### SET TASK:
Pull out all lines from the listing below in which the word "image" appears.
::: AVAILABLE RECORDS :::
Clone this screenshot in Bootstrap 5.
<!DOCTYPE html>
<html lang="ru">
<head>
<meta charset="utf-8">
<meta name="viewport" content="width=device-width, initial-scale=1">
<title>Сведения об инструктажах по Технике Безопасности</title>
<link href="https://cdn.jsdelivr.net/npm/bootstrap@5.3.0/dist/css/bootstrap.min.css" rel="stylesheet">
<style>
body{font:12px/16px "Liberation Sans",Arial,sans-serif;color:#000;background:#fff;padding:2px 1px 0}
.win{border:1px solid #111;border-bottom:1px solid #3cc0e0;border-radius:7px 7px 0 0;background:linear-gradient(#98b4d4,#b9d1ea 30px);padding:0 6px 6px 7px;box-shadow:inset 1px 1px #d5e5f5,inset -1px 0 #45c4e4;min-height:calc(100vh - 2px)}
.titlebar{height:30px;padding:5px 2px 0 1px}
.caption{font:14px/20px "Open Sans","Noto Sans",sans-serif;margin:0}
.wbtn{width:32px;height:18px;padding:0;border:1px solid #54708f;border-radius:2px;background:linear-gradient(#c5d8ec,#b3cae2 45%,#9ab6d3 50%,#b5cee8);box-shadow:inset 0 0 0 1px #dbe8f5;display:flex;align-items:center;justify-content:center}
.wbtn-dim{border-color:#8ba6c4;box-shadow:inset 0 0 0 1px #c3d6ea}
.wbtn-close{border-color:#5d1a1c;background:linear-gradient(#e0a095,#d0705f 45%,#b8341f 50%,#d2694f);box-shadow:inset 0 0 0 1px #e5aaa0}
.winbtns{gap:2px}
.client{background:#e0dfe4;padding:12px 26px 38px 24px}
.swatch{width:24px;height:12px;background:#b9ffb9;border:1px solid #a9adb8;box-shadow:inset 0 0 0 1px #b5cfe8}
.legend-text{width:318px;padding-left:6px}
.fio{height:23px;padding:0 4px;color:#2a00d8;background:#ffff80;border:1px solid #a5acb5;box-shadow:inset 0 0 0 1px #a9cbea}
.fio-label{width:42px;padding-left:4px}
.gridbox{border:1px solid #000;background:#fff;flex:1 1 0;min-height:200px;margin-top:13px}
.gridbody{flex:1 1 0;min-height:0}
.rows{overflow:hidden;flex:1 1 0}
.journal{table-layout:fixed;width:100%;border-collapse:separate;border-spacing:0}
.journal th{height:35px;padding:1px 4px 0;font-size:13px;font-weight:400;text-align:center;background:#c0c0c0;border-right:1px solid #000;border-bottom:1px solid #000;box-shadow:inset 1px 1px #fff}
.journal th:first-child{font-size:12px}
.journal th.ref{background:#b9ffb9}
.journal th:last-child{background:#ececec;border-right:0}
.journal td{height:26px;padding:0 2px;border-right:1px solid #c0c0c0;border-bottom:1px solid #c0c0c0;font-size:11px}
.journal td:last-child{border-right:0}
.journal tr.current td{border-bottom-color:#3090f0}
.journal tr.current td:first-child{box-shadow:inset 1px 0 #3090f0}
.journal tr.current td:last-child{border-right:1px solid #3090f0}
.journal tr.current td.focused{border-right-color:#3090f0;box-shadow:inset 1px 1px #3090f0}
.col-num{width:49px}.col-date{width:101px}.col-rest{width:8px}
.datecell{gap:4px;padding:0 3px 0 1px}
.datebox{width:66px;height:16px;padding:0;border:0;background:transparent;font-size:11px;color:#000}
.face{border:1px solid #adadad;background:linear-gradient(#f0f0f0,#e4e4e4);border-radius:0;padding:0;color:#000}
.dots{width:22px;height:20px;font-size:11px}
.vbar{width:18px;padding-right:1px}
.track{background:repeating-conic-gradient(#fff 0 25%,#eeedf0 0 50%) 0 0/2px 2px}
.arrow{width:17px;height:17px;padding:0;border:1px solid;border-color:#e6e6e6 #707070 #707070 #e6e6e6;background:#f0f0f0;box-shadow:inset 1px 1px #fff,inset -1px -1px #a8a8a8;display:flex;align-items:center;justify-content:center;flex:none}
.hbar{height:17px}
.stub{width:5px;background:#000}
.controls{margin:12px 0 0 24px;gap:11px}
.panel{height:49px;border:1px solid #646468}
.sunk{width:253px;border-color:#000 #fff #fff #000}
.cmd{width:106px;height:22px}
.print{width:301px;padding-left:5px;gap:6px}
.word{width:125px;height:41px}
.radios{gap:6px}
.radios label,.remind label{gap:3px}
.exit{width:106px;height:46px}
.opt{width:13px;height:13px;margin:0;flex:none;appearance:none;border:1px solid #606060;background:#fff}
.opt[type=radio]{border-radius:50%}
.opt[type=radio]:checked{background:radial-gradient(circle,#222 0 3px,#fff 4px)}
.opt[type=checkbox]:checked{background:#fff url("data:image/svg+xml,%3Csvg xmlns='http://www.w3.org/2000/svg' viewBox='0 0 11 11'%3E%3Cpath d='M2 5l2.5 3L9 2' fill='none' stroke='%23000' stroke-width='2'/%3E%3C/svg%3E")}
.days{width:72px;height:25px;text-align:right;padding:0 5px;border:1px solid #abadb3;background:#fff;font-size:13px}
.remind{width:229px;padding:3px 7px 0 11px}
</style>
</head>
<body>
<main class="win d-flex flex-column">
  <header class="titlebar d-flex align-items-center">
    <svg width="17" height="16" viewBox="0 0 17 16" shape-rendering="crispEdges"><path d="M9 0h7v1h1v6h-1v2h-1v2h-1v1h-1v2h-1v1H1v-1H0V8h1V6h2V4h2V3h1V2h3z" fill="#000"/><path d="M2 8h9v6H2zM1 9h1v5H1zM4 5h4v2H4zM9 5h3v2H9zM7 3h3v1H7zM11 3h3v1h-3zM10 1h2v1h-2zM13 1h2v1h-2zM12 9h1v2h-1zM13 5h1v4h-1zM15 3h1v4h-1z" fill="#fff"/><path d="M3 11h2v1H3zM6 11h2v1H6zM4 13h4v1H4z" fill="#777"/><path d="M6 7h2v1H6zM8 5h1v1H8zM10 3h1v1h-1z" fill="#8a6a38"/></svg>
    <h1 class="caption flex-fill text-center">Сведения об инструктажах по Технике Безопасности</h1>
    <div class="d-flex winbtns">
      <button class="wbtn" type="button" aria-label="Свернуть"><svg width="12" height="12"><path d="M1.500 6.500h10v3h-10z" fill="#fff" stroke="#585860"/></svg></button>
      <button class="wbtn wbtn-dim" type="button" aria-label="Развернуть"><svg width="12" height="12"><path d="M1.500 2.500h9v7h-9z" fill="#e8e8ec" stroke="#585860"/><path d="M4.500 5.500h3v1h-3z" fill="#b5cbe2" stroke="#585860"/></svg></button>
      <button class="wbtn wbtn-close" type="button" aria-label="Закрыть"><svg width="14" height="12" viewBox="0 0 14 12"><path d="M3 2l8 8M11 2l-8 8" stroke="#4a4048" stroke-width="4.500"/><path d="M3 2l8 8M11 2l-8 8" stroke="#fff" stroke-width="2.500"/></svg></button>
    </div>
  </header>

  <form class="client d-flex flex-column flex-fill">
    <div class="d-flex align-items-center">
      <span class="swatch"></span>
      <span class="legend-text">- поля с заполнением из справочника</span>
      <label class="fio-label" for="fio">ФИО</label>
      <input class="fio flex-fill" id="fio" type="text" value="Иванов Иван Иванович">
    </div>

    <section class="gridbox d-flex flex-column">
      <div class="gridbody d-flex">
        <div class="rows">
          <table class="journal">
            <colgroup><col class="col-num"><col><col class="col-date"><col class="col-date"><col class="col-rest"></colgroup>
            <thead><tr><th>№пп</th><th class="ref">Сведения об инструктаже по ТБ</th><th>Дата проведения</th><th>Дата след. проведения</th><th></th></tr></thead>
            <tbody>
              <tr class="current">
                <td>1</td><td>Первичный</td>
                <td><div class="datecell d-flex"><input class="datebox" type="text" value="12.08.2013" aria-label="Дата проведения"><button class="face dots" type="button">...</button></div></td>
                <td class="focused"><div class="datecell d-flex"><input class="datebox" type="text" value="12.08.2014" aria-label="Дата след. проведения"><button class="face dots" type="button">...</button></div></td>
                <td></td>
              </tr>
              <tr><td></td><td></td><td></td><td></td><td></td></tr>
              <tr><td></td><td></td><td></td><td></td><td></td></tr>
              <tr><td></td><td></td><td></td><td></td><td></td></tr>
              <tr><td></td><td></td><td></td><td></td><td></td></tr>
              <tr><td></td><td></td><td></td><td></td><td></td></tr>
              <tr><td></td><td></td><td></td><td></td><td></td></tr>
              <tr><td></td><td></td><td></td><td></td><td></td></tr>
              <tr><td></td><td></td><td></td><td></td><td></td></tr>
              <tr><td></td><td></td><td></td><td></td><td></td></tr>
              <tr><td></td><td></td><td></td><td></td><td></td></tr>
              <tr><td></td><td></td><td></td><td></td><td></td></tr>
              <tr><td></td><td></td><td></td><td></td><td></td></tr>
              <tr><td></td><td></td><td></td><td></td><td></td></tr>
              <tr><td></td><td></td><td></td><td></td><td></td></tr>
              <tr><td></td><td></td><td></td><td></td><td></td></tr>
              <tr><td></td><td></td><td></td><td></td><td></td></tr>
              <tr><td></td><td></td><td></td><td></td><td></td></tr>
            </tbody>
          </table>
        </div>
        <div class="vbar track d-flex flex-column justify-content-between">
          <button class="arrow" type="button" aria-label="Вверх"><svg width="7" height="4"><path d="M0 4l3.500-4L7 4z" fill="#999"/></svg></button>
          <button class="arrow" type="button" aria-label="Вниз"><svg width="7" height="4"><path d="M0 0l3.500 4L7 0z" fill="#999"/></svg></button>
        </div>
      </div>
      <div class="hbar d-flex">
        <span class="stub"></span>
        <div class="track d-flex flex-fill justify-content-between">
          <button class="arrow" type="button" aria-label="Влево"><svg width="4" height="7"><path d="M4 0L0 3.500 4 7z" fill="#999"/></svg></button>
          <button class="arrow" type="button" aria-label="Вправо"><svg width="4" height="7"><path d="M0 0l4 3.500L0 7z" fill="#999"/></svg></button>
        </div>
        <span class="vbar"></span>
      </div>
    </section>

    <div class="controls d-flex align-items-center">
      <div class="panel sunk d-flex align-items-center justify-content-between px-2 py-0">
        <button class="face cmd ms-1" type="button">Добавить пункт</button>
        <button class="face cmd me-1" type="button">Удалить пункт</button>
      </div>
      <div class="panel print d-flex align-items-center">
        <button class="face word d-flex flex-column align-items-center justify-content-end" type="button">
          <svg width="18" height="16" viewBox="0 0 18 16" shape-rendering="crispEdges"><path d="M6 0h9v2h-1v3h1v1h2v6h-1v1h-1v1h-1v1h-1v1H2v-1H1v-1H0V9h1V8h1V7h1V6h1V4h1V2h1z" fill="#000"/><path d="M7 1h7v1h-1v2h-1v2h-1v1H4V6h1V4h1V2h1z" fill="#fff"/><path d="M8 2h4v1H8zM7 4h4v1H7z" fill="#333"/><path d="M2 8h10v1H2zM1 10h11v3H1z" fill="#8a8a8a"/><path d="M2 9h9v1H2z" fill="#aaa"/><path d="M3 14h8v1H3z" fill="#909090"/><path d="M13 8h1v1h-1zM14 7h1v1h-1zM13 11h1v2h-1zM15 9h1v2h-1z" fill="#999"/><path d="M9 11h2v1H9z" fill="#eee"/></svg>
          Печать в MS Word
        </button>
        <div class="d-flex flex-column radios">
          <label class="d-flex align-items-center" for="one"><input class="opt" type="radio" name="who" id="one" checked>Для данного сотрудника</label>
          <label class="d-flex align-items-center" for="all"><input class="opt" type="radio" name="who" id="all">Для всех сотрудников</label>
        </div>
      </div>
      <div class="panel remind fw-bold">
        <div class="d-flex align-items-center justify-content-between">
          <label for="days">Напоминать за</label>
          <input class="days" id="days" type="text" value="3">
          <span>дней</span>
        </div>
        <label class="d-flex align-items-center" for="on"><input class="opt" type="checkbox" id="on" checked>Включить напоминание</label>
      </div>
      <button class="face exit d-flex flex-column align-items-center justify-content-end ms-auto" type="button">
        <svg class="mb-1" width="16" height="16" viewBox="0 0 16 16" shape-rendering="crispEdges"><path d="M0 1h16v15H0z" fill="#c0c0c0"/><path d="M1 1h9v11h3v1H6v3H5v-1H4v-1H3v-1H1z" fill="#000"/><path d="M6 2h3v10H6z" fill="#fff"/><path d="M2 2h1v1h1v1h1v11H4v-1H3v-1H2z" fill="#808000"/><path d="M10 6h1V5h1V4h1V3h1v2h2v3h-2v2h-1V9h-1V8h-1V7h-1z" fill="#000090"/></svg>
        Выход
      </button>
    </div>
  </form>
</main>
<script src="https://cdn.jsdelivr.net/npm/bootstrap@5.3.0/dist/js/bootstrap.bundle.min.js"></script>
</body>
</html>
:::
::: AVAILABLE RECORDS :::
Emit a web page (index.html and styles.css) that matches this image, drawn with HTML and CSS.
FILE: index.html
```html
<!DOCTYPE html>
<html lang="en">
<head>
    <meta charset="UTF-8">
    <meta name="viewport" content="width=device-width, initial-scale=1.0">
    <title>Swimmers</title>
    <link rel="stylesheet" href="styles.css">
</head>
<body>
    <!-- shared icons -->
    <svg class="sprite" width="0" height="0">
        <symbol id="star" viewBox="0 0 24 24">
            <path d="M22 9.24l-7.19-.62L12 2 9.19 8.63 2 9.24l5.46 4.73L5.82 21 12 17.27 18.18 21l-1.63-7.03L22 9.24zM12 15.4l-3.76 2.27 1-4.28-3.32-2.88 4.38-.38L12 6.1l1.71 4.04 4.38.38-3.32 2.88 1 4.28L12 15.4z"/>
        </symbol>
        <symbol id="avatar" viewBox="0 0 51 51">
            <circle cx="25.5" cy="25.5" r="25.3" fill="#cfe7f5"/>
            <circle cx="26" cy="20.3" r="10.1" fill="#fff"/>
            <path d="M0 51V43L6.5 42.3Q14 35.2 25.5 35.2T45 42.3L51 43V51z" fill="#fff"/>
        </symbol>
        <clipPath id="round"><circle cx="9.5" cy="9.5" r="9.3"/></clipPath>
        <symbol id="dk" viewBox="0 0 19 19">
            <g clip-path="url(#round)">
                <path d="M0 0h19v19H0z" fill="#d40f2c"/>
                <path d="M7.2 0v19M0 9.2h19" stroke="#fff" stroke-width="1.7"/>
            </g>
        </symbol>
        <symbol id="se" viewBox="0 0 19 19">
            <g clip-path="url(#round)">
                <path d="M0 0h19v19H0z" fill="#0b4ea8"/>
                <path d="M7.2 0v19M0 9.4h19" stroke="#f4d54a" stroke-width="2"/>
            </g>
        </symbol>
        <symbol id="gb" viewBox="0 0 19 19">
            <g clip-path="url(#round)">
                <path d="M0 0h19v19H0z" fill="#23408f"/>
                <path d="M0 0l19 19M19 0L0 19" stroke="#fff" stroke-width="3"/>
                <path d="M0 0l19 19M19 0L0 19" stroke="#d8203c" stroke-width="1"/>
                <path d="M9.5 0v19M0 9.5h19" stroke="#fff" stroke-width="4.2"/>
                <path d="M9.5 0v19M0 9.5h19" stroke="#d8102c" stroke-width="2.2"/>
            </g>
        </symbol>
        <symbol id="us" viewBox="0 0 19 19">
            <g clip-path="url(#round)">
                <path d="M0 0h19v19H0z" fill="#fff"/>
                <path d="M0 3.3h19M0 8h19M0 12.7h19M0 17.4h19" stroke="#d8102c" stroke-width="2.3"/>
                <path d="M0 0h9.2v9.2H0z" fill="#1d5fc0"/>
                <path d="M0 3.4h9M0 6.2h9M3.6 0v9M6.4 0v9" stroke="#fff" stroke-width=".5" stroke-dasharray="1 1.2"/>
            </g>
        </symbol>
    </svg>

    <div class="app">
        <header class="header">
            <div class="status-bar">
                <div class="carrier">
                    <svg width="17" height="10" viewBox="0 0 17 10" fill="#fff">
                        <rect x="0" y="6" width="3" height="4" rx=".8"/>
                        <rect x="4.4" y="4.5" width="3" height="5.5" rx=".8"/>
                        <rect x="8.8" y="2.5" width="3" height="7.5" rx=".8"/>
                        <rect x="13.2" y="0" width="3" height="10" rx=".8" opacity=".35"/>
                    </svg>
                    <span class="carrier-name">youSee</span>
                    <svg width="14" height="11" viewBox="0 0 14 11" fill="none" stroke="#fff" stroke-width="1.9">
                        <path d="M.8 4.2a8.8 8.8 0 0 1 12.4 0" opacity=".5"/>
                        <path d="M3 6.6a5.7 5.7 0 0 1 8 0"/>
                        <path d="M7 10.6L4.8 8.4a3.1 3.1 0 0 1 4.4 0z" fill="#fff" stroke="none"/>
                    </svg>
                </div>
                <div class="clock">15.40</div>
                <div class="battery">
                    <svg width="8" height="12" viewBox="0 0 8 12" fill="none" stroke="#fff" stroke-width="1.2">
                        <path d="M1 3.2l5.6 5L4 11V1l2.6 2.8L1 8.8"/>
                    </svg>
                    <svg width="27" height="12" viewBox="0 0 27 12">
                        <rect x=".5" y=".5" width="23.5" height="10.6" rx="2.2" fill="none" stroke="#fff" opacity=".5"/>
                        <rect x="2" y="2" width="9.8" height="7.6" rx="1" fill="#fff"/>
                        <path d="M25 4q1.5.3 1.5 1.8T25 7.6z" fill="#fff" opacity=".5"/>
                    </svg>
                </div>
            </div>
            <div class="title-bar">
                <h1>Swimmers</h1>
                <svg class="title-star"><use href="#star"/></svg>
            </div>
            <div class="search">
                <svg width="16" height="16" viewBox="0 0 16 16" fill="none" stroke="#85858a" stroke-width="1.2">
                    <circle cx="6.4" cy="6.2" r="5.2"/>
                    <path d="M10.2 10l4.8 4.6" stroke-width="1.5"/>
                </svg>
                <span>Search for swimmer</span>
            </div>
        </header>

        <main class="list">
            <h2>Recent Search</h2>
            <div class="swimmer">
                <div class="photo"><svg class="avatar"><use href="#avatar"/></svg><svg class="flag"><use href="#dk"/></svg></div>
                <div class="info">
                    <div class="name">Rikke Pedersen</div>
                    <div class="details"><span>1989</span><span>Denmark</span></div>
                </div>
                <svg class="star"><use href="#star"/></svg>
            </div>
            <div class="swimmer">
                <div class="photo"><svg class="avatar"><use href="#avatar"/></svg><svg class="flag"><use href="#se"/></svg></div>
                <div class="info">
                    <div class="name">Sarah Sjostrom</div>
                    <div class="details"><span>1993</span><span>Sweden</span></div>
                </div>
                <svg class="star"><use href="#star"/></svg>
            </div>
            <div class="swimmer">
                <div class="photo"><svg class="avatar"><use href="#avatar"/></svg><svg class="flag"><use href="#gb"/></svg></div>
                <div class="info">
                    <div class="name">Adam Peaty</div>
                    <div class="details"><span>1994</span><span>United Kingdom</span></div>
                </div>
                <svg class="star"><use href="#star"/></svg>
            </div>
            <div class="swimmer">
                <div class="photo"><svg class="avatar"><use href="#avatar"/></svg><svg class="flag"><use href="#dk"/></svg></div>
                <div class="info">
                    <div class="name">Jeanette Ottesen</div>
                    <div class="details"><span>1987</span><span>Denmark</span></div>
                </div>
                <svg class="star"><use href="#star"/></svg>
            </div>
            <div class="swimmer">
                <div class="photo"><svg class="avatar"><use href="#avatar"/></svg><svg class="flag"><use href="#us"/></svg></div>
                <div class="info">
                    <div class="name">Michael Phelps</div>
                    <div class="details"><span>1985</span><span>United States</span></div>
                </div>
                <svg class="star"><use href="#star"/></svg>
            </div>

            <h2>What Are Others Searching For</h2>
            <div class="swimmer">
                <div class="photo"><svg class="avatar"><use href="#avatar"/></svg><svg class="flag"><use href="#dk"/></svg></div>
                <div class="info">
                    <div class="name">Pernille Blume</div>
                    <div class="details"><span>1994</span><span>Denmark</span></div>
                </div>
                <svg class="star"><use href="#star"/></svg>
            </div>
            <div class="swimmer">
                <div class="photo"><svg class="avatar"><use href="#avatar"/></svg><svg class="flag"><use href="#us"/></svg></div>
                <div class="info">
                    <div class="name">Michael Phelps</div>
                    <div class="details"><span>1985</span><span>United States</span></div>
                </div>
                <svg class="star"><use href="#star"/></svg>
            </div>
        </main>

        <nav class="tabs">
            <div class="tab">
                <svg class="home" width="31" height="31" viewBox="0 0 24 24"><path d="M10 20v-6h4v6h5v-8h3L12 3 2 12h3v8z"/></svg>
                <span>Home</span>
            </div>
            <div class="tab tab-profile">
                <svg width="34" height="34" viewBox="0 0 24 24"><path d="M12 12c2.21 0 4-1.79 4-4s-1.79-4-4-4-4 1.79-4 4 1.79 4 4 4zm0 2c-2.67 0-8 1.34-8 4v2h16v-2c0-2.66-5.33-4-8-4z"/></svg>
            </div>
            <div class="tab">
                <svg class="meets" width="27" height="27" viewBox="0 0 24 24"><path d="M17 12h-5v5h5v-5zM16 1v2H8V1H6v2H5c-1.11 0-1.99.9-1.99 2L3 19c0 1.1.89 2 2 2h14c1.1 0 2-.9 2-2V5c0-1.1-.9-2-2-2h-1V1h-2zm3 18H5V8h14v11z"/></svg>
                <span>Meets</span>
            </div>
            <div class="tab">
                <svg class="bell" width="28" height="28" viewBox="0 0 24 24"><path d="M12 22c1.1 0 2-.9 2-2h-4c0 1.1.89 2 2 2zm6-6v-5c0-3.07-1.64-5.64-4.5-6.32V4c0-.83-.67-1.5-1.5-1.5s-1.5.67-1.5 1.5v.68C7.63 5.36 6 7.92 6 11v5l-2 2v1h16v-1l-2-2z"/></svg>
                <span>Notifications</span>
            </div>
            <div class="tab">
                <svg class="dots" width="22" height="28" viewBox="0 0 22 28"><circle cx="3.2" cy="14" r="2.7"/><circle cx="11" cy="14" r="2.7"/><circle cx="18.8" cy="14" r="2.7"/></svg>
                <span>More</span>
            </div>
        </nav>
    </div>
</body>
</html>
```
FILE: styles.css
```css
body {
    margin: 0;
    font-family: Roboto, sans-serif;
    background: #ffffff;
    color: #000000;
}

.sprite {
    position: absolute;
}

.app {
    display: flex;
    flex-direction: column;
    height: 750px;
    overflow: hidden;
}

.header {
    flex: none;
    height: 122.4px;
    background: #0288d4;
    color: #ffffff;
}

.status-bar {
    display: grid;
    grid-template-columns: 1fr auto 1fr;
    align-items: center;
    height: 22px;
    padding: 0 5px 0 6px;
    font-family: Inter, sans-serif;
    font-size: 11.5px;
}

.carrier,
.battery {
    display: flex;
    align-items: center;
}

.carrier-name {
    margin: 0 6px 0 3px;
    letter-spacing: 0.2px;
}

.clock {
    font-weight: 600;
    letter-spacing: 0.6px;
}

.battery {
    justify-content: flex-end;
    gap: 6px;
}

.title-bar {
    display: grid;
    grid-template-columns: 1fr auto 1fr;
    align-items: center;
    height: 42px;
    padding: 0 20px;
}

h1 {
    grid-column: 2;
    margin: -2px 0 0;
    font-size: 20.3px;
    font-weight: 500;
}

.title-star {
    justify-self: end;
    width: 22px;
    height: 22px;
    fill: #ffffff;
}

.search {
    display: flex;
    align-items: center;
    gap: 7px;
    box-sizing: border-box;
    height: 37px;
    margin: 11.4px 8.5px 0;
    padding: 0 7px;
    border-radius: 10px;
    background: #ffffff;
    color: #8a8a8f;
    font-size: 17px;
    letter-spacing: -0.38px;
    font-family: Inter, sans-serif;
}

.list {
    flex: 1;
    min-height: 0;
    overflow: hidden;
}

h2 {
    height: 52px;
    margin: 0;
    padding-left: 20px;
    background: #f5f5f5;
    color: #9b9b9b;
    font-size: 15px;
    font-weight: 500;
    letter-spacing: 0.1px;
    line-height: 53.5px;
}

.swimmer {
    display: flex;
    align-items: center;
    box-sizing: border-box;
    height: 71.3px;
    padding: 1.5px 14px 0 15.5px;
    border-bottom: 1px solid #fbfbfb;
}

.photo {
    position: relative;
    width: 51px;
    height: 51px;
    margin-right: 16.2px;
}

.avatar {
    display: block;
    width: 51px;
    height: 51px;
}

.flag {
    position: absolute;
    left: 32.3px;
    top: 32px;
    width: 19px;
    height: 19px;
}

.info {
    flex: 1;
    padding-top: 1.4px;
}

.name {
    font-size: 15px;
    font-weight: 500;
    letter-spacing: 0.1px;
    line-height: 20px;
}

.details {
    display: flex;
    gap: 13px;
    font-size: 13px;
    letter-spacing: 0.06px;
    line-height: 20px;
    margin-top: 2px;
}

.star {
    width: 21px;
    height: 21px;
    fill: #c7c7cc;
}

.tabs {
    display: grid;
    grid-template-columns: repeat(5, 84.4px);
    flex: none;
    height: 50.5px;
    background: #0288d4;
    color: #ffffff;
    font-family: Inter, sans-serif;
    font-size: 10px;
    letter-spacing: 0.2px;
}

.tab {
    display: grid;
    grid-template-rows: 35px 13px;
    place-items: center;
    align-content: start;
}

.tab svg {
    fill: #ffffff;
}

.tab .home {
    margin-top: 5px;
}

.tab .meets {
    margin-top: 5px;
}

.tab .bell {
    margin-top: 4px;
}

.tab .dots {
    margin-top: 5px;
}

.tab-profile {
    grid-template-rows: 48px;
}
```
:::
### THE RESPONSE:
.opt[type=checkbox]:checked{background:#fff url("data:image/svg+xml,%3Csvg xmlns='http://www.w3.org/2000/svg' viewBox='0 0 11 11'%3E%3Cpath d='M2 5l2.5 3L9 2' fill='none' stroke='%23000' stroke-width='2'/%3E%3C/svg%3E")}
Emit a web page (index.html and styles.css) that matches this image, drawn with HTML and CSS.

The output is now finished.